Agus Mutohar, salah satu tim peneliti dan bersama Mark Rickinson, Wakil dekan bagian kerjasama Fakultas Pendidikan Monash University Australia.
Agus Mutohar (kanan) salah satu tim peneliti dan bersama Mark Rickinson, Wakil dekan bagian kerjasama Fakultas Pendidikan Monash University Australia.

Foto: Istimewa

Dari pihak Monash University, Dosen Senior Melanie Brooks, pakar ekstimisime di dunia pendidikan yang telah melakukan penelitian di berbagai negara seperti di Amerika, Filipina, dan Thailand akan berkolaborasi secara langsung dengan peneliti dari UIN Semarang untuk meneliti sekolah-sekolah Islam di Indonesia tahun depan.
Dalam diskusi yang dilakukan oleh kedua belah pihak pada tanggal 27 Oktober 2016 di Monash University, disepakati penggunaan framework XvX dari Professor Lynn Davies, Professor dari Machaster University yang menulis buku ‘educating against extremism’.

Dalam bukunya, Professor Davies mengatakan bahwa bisa jadi sebuah sekolah tanpa disadari menumbuhkembangkan tindakan ekstrimisme lewat berbagai aktifitas, nilai, sistem dan kurikulum.

Sekolah seharusnya mengajarkan peserta didik untuk berfikir kritis dalam menyikapi berbagai isu yang berkembang.
Dalam framework XvX, Professor Davies membuat lima dimensi untuk mengetahui apakah sebuah sekolah melakukan aktifitas untuk menangkal tindakan ektrimisme atau sebaliknya.

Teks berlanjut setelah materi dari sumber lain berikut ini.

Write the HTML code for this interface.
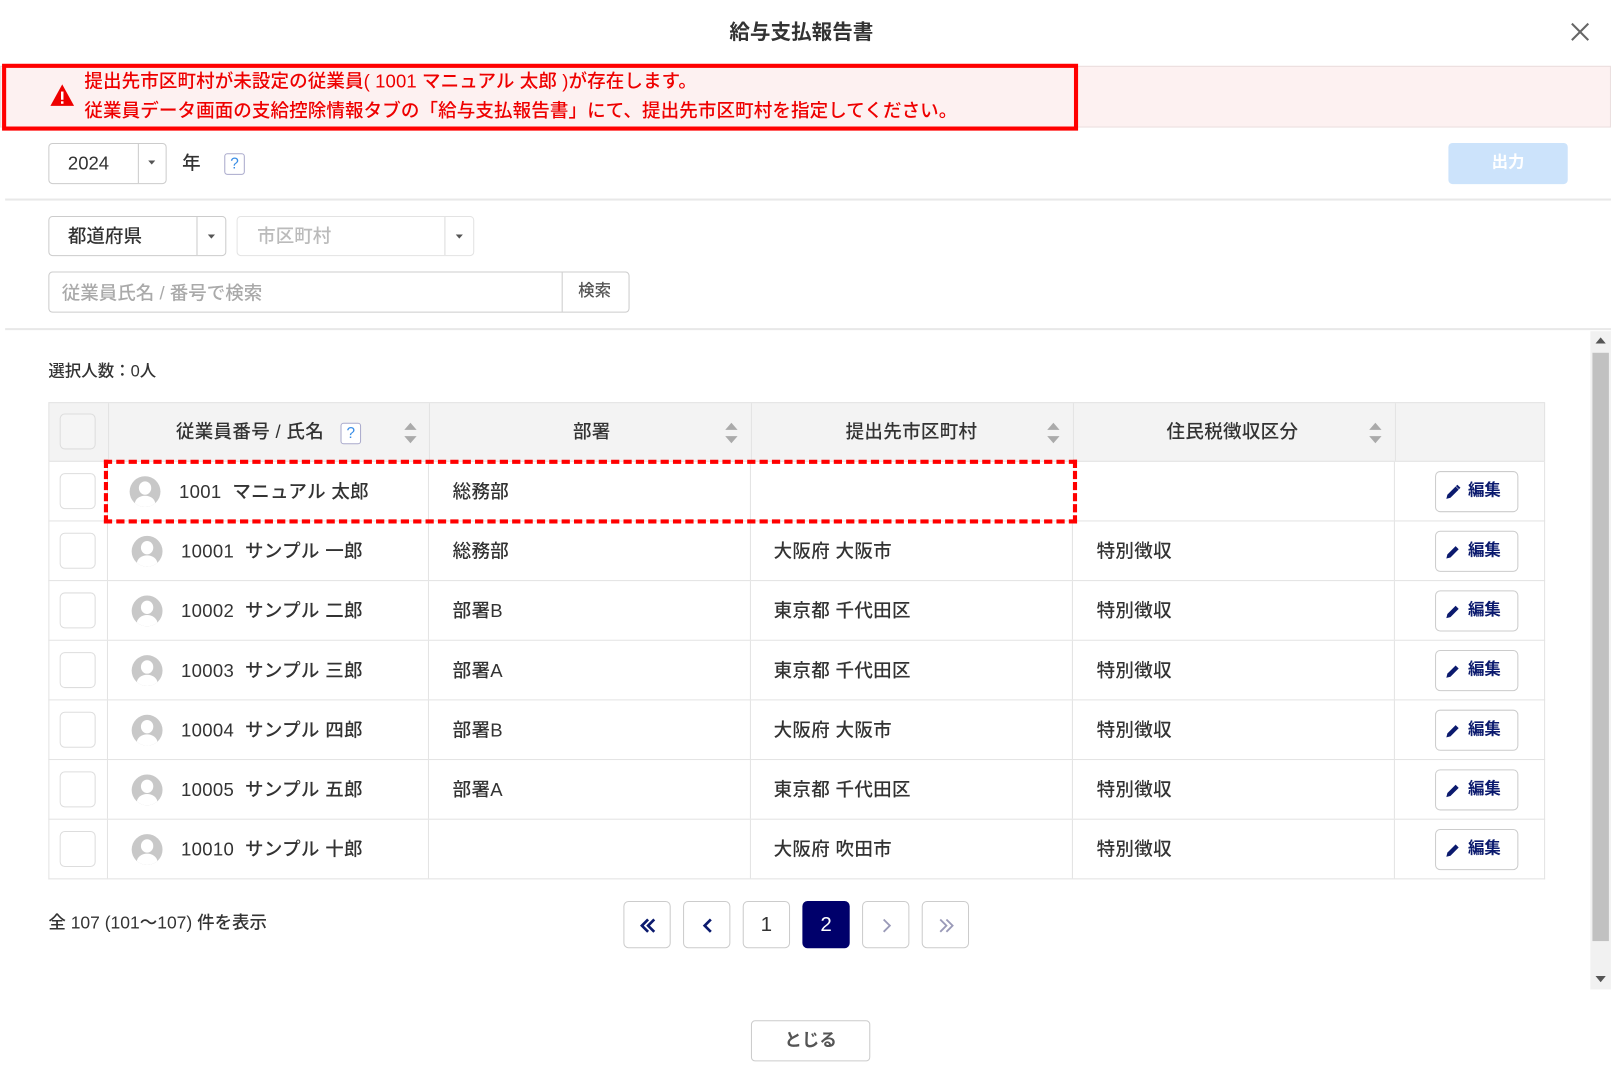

Pertama, dimensi knowledge atau keilmuan, sekolah yang menangkal munculnya ekstrimisme akan mengajarkan isu-sisu konflik global dan politik yang bisa dimasukkan dalam mata pelajaran seperti ilmu sosial. Selain itu, sekolah juga mengajarkan cara berfikir kritis, literasi media, dan mendorong siswa untuk melakukan diskusi dalam kegiatan belajar.

Sebaliknya sekolah yang bisa menumbuhkembangkan ekstrimisme akan mengajarkan kebenaran yang tunggal tanpa disertai toleransi bagi pihak yang tidak sepaham.

Sekolah model ini juga akan mengajarkan siswanya untuk membenci ras, suku, maupun agama tertentu dan mendasarkan proses pendidikannya berdasarkan realitas yang tidak berubah.
Selain dimensi tersebut, terdapat tiga dimensi lain seperti scaffolding yang berhubungan dengan identitas sebuah sekolah, dimensi nilai atau values yang berhubungan dengan nilai di sebuah sekolah, dan dimensi proses yang berkaitan dengan aktifitas sebuah sekolah dalam kegiatan belajar mengajar.
Kolaborasi riset ini akan dimulai awal tahun 2017 yang akan didahului berbagai kegiatan simposium antara tim peneliti Monash University dan UIN Walisongo.

* Agus Mutohar, Kandidat doktor di bidang pendidikan, Universitas Monash, Australia dan anggota tim peneliti kolaborasi riset bidang pendidikan dan ekstrimisme UIN Walisongo dan Monash University.